Nonviolent action has three major applications: change, defense, third party nonviolent intervention. In this database each case is identified by application.
Change is the best known application. Usually the campaigners have reform goals: they are seeking change in policies or conditions but not a change in the power structure. Every day's major metropolitan daily newspaper reports on action of this kind: workers on strike for higher wages, students demanding university reform, minorities demanding rights.
Sometimes, however, nonviolent action is used for revolution. In South Africa the ANC obviously wanted to replace the white monopoly of formal power with a new system, and after 1982 they mainly relied on people power to end apartheid. The Solidarity movement in Poland used nonviolent action to throw out the Communist dictatorship in the 1980s. In 2011 a massive Egyptian campaign ousted dictator Hosni Mubarak.
Defense of something valued, against the threat of change, is the second application. In Northeast Thailand, villagers and monks have been fighting to save the forest by using nonviolent action. This is one of many examples of environmental defense.
There are thousands of cases of community defense. For example, some urban black neighborhoods in the U.S. used nonviolent action to fight the invasion of drug dealers. Neighborhoods will also stop proposed highways or sports stadiums that threaten them.
Defense has also been used on the national level, either against invasion from outsiders or against a coup d'etat from insiders. In Russia in 1991, for example, much of the KGB, army, and Communist Party leadership decided to seize the state. They arrested top leader Gorbachev, took over the media and mobilized tanks. They also ran into such major noncooperation from the people that the waverers in the middle turned against them and they lost their coup. Similar events happened in Argentina in the mid '80s; a million people demonstrated in Buenos Aires, the fence-sitters turned against the military plotters, and civilian government remained.
Third Party Nonviolent Intervention (TPNI) is the physical intervention of a third party into the arena of the conflict in such a way as to reduce the level of violence. This application is also called civilian peacekeeping.
Mediation and arbitration are also performed by third parties, but mediation and arbitration are not nonviolent third party intervention. Here are some differences:
- nonviolent third party intervention is unilateral (does not require both parties to participate in structured interaction),
- expresses the value of process, rather than determination/judgment,
- enables the struggle to continue, rather than shutting down the struggle.
There are at least four forms of third party nonviolent intervention: accompaniment, interposition, observation/monitoring, and presence.
- Accompaniment: (Also called protective accompaniment, and unarmed bodyguards.) Accompaniment began as a systematic method in the 1980s with Peace Brigades International (PBI), which sent to El Salvador and Guatemala volunteers who accompanied human rights activists threatened with assassination. The international volunteers put the local activists in a glare of publicity that reduced the chance of assassination.
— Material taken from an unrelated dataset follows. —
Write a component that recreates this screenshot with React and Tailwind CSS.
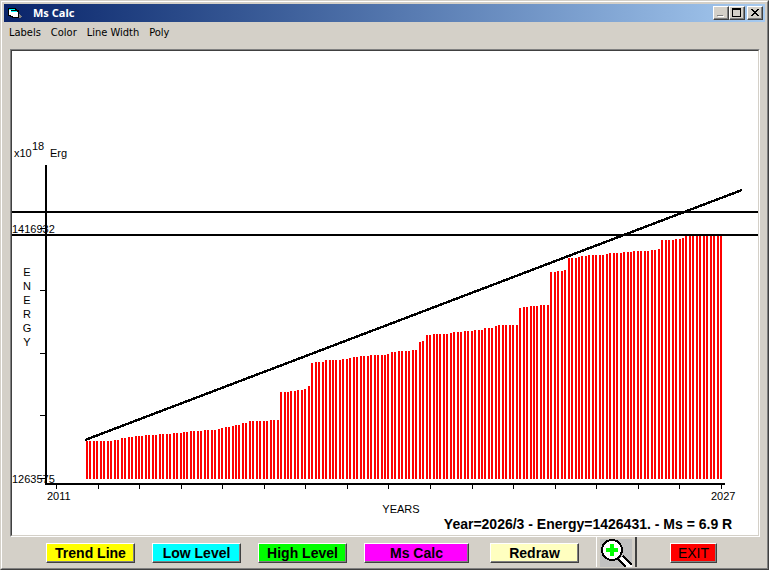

- Interposition is used when two forces are moving into battle and a third force (it may be a crowd) intervenes physically -- and nonviolently -- to prevent or reduce the violence. In 1986 Philippines dictator Marcos was shaken by the pro-democracy campaign and General Ramos decided to rebel with the troops under his personal command. The Ramos troops took cover in an army base, and Marcos sent the main force of the army to Ramos to destroy the rebels. The Catholic radio station broadcast urgent messages to the people to go to Ramos' base as well. Tens of thousands converged between the two armies and stopped Marcos' forces through nonviolently and forcefully confronting the soldiers.
- Observation/monitoring is increasingly used in election situations where violence is expected. Rather than interpose themselves between violent individuals or groups, observers/monitors are expected to carry cameras, notebooks, and in other ways provide a physical reminder that "the whole world is watching," thereby restraining the violence.
- Presence consists of individuals and teams entering a situation of open conflict and, through body language, words, and acts of service, assisting people to choose other-than-violent behaviors. This form differs from interposition in that the third party teammates do not physically place themselves directly between the fighters. The Russian group Memorial reportedly has substantial experience in this form of intervention in 1990s inter-ethnic battles; they entered the "conflict field" and, in largely subtle ways, refused to cooperate with the prevailing atmosphere in the field of hostility and violence.